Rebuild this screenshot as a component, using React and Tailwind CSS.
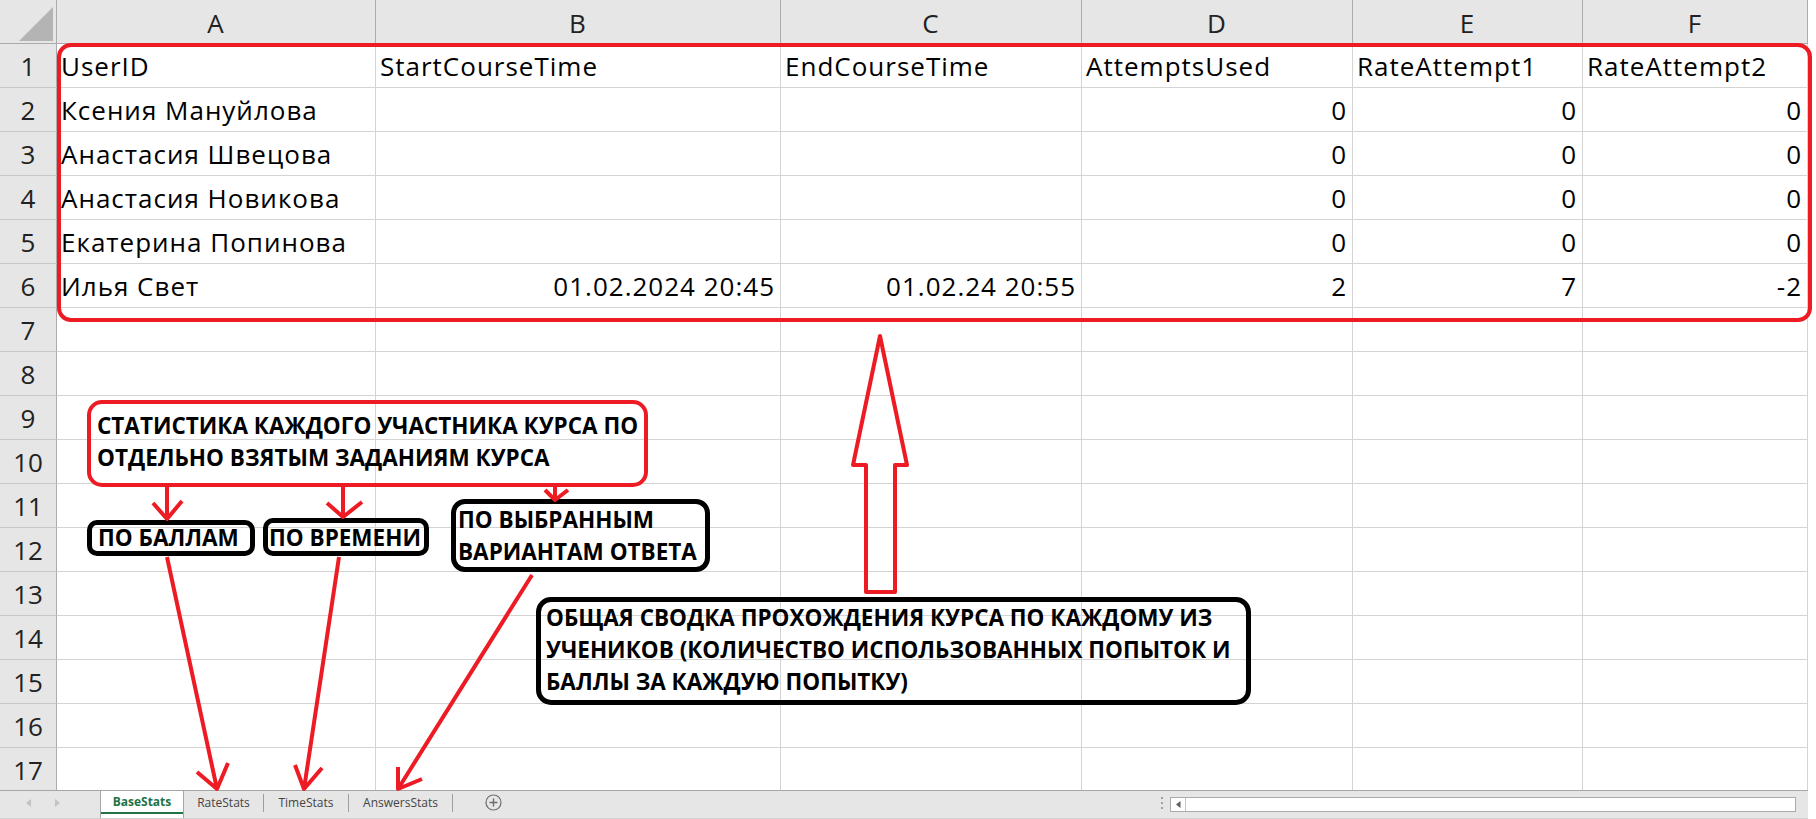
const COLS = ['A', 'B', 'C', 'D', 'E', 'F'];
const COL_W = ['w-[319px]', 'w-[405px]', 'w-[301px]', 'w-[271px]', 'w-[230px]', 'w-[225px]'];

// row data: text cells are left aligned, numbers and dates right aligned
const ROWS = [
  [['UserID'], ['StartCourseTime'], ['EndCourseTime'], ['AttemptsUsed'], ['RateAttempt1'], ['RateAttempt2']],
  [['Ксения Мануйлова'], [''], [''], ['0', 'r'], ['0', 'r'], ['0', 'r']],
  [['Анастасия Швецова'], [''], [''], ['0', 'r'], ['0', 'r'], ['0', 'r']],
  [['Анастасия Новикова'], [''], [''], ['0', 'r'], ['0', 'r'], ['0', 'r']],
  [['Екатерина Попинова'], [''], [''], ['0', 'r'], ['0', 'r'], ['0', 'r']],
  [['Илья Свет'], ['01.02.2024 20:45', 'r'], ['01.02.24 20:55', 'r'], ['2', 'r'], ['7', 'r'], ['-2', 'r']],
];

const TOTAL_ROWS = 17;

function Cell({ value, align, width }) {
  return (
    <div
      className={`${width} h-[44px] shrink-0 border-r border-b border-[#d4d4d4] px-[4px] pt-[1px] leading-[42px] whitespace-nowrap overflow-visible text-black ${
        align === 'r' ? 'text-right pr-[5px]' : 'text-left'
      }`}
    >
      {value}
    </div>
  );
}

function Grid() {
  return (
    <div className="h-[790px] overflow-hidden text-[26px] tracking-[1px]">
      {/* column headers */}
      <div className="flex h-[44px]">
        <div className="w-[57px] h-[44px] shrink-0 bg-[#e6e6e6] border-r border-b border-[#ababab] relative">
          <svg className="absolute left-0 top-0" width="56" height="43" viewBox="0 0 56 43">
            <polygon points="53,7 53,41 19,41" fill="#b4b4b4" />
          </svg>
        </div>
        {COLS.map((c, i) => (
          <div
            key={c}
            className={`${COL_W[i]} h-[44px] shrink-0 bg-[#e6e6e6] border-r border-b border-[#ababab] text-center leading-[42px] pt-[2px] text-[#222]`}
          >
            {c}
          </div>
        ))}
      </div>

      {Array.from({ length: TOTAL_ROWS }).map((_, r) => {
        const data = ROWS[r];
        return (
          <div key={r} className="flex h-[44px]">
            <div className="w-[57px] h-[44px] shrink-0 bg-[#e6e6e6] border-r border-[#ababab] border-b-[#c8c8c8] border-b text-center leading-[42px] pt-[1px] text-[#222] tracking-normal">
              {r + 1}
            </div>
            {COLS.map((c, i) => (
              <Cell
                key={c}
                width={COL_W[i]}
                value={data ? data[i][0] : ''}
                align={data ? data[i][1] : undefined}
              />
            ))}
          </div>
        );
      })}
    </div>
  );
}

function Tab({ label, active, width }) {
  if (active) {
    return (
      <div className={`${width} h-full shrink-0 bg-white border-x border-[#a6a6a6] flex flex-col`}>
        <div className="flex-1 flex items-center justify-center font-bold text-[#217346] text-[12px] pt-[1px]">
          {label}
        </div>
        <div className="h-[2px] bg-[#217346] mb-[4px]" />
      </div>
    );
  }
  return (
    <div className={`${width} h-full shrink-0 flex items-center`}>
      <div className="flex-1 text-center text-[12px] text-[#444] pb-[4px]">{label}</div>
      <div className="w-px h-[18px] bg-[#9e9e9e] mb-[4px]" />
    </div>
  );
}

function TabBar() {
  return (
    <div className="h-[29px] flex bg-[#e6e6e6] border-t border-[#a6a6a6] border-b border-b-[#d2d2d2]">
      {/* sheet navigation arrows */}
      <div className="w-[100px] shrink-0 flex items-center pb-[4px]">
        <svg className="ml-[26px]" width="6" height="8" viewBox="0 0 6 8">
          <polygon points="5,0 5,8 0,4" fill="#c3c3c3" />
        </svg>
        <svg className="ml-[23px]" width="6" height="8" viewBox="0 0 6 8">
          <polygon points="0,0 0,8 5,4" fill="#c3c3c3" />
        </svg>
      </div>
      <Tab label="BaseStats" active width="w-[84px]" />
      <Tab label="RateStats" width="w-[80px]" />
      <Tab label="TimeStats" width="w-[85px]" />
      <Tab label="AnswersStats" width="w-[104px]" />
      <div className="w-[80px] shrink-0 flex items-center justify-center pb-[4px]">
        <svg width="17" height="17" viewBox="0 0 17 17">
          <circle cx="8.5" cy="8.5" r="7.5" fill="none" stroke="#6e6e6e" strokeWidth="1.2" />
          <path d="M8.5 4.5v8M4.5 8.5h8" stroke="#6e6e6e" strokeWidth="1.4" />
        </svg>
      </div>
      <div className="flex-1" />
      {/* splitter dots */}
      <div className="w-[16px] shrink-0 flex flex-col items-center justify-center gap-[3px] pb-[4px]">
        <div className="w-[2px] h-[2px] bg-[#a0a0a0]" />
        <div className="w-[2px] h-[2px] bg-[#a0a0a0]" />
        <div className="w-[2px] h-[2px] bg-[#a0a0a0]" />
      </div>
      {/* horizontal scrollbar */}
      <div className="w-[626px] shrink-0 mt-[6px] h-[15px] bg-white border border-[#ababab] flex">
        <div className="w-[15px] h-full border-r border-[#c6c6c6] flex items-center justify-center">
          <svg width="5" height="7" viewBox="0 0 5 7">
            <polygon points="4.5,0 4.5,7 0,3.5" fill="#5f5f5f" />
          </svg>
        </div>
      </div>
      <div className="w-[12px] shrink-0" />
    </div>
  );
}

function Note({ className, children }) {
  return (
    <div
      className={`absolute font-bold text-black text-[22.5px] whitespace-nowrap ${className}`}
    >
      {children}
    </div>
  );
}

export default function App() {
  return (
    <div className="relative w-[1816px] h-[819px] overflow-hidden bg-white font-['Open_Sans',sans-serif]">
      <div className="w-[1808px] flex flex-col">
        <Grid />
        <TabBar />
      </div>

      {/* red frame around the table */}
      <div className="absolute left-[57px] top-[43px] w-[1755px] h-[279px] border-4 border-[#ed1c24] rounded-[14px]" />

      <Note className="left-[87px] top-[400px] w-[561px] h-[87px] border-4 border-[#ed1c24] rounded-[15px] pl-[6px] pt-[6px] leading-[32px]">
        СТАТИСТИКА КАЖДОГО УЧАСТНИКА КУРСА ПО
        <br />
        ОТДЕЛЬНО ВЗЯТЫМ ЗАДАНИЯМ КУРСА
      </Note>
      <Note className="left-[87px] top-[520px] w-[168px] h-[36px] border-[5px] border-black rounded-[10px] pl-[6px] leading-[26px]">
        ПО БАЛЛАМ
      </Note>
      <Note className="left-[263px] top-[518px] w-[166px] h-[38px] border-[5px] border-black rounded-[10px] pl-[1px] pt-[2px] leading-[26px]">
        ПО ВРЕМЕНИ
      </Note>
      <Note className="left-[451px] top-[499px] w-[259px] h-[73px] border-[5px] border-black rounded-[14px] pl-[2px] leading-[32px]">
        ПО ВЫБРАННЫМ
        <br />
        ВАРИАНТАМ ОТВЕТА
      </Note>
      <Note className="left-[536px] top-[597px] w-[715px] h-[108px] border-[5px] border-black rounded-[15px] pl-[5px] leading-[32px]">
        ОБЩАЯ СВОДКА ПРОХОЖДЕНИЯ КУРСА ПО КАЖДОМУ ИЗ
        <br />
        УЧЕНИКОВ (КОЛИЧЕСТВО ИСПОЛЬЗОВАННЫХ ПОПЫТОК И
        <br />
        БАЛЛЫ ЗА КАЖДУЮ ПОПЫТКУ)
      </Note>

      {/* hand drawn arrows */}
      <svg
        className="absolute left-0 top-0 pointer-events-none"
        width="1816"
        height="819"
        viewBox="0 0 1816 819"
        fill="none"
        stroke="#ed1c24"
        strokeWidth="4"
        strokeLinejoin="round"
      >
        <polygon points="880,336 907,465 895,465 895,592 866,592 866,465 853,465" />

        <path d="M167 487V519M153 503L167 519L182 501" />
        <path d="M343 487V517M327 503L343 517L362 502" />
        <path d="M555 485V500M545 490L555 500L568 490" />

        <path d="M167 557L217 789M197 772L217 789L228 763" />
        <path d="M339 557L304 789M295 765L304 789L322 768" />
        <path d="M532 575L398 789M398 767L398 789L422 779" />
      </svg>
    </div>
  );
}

Instructions to follow
Pictures excluded, repeat exactly the lines from the top of the material through the line with "const TOTAL_ROWS = 17;", including both of those lines.

Task answer
Rebuild this screenshot as a component, using React and Tailwind CSS.
const COLS = ['A', 'B', 'C', 'D', 'E', 'F'];
const COL_W = ['w-[319px]', 'w-[405px]', 'w-[301px]', 'w-[271px]', 'w-[230px]', 'w-[225px]'];

// row data: text cells are left aligned, numbers and dates right aligned
const ROWS = [
  [['UserID'], ['StartCourseTime'], ['EndCourseTime'], ['AttemptsUsed'], ['RateAttempt1'], ['RateAttempt2']],
  [['Ксения Мануйлова'], [''], [''], ['0', 'r'], ['0', 'r'], ['0', 'r']],
  [['Анастасия Швецова'], [''], [''], ['0', 'r'], ['0', 'r'], ['0', 'r']],
  [['Анастасия Новикова'], [''], [''], ['0', 'r'], ['0', 'r'], ['0', 'r']],
  [['Екатерина Попинова'], [''], [''], ['0', 'r'], ['0', 'r'], ['0', 'r']],
  [['Илья Свет'], ['01.02.2024 20:45', 'r'], ['01.02.24 20:55', 'r'], ['2', 'r'], ['7', 'r'], ['-2', 'r']],
];

const TOTAL_ROWS = 17;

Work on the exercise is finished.